You can find the slides of some OvO presentations we did in the documentation folder.
$ ./ovo.sh -h
OvO an OpenMP test generator.
Usage:
ovo.sh gen
ovo.sh gen tiers [1|2|3]
ovo.sh gen hierarchical_parallelism [--test_type [atomic|reduction|memcopy|ordered]...]
[--data_type [float|'complex<float>'|
double|'complex<double>'|
REAL|COMPLEX|
'DOUBLE PRECISION'|'DOUBLE COMPLEX']... ]

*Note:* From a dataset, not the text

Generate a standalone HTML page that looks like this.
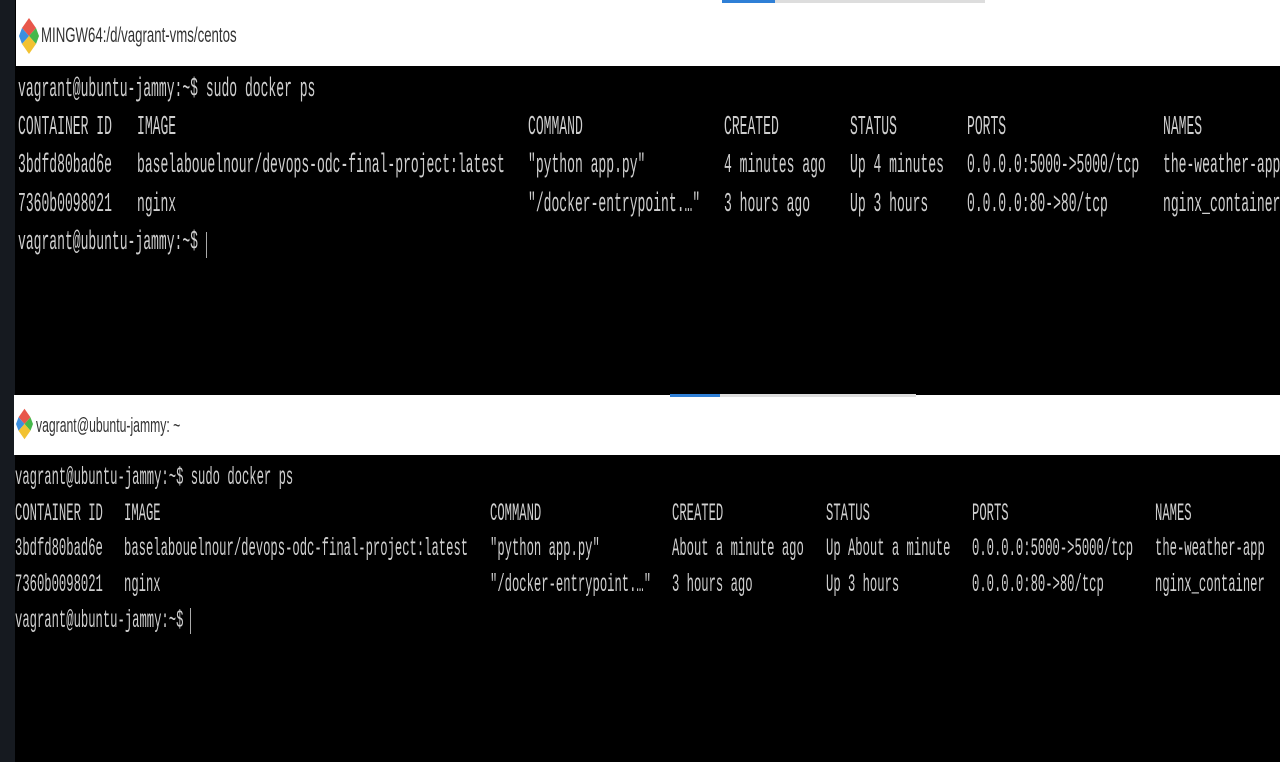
<!DOCTYPE html><html><head><style>
body{margin:0;width:1280px;height:762px;background:#000;position:relative;overflow:hidden;font-family:"Liberation Mono",monospace;}
.strip{position:absolute;left:0;top:0;width:15px;height:762px;background:#161a20}
.bar{position:absolute;background:#fff;right:0}
.t{position:absolute;white-space:pre;color:#cfcfcf;transform-origin:0 50%;line-height:1}
.a .t{font-size:27px;transform:scaleX(0.483)}
.b .t{font-size:25px;transform:scaleX(0.488)}
.title{position:absolute;white-space:pre;color:#333;font-family:"Liberation Sans",sans-serif;transform-origin:0 50%;transform:scaleX(0.63);font-size:21px}
.cur{position:absolute;width:1px;background:#aaa}
</style></head><body>
<div class="strip"></div>
<div class="bar" style="left:16px;top:0;height:66px"></div>
<div style="position:absolute;left:767px;top:0;width:218px;height:3px;background:#ddd"></div>
<div style="position:absolute;left:722px;top:0;width:53px;height:3px;background:#2f7fd6"></div>
<svg style="position:absolute;left:19px;top:18px" width="20" height="36" viewBox="0 0 20 36"><polygon points="10,0 17,10 10,18 3,10" fill="#e8574b"/><polygon points="3,10 10,18 3,26 0,18" fill="#3b8fe0"/><polygon points="17,10 20,18 17,26 10,18" fill="#45b84a"/><polygon points="10,18 17,26 10,36 3,26" fill="#f2c232"/></svg>
<div class="title" style="left:41px;top:24px">MINGW64:/d/vagrant-vms/centos</div>

<div class="a">
<div class="t" style="left:18px;top:77px">vagrant@ubuntu-jammy:~$ sudo docker ps</div>
<div class="t" style="left:18px;top:115px">CONTAINER ID</div><div class="t" style="left:137px;top:115px">IMAGE</div><div class="t" style="left:528px;top:115px">COMMAND</div><div class="t" style="left:724px;top:115px">CREATED</div><div class="t" style="left:850px;top:115px">STATUS</div><div class="t" style="left:967px;top:115px">PORTS</div><div class="t" style="left:1163px;top:115px">NAMES</div>
<div class="t" style="left:18px;top:153px">3bdfd80bad6e</div><div class="t" style="left:137px;top:153px">baselabouelnour/devops-odc-final-project:latest</div><div class="t" style="left:528px;top:153px">"python app.py"</div><div class="t" style="left:724px;top:153px">4 minutes ago</div><div class="t" style="left:850px;top:153px">Up 4 minutes</div><div class="t" style="left:967px;top:153px">0.0.0.0:5000-&gt;5000/tcp</div><div class="t" style="left:1163px;top:153px">the-weather-app</div>
<div class="t" style="left:18px;top:192px">7360b0098021</div><div class="t" style="left:137px;top:192px">nginx</div><div class="t" style="left:528px;top:192px">"/docker-entrypoint.…"</div><div class="t" style="left:724px;top:192px">3 hours ago</div><div class="t" style="left:850px;top:192px">Up 3 hours</div><div class="t" style="left:967px;top:192px">0.0.0.0:80-&gt;80/tcp</div><div class="t" style="left:1163px;top:192px">nginx_container</div>
<div class="t" style="left:18px;top:230px">vagrant@ubuntu-jammy:~$</div>
</div>
<div class="cur" style="left:206px;top:232px;height:26px"></div>

<div class="bar" style="left:14px;top:395px;height:60px"></div>
<div style="position:absolute;left:720px;top:394px;width:196px;height:3px;background:#ddd"></div>
<div style="position:absolute;left:670px;top:394px;width:50px;height:3px;background:#2f7fd6"></div>
<svg style="position:absolute;left:16px;top:405px" width="17" height="38" viewBox="0 0 20 36"><polygon points="10,0 17,10 10,18 3,10" fill="#e8574b"/><polygon points="3,10 10,18 3,26 0,18" fill="#3b8fe0"/><polygon points="17,10 20,18 17,26 10,18" fill="#45b84a"/><polygon points="10,18 17,26 10,36 3,26" fill="#f2c232"/></svg>
<div class="title" style="left:36px;top:415px;font-size:20px;transform:scaleX(0.61)">vagrant@ubuntu-jammy: ~</div>

<div class="b">
<div class="t" style="left:15px;top:465px">vagrant@ubuntu-jammy:~$ sudo docker ps</div>
<div class="t" style="left:15px;top:501px">CONTAINER ID</div><div class="t" style="left:124px;top:501px">IMAGE</div><div class="t" style="left:490px;top:501px">COMMAND</div><div class="t" style="left:672px;top:501px">CREATED</div><div class="t" style="left:826px;top:501px">STATUS</div><div class="t" style="left:972px;top:501px">PORTS</div><div class="t" style="left:1155px;top:501px">NAMES</div>
<div class="t" style="left:15px;top:536px">3bdfd80bad6e</div><div class="t" style="left:124px;top:536px">baselabouelnour/devops-odc-final-project:latest</div><div class="t" style="left:490px;top:536px">"python app.py"</div><div class="t" style="left:672px;top:536px">About a minute ago</div><div class="t" style="left:826px;top:536px">Up About a minute</div><div class="t" style="left:972px;top:536px">0.0.0.0:5000-&gt;5000/tcp</div><div class="t" style="left:1155px;top:536px">the-weather-app</div>
<div class="t" style="left:15px;top:572px">7360b0098021</div><div class="t" style="left:124px;top:572px">nginx</div><div class="t" style="left:490px;top:572px">"/docker-entrypoint.…"</div><div class="t" style="left:672px;top:572px">3 hours ago</div><div class="t" style="left:826px;top:572px">Up 3 hours</div><div class="t" style="left:972px;top:572px">0.0.0.0:80-&gt;80/tcp</div><div class="t" style="left:1155px;top:572px">nginx_container</div>
<div class="t" style="left:15px;top:608px">vagrant@ubuntu-jammy:~$</div>
</div>
<div class="cur" style="left:190px;top:608px;height:26px"></div>
</body></html>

[--loop_pragma [True|False] ]
[--paired_pragmas [True|False] ]
[--multi_devices [True|False] ]
[--host_threaded [True|False] ]
[--intermediate_result [True|False] ]
[--no_user_defined_reduction [True|False] ]
[--collapse [N]...]
[--append]
ovo.sh gen mathematical_function [--standard [cpp11|cpp17|cpp20|gnu|f77]... ]
[--complex [True|False] ]
[--long [True|False] ]
[--simdize [N]...]
[--append]
ovo.sh run [<test_folder>...]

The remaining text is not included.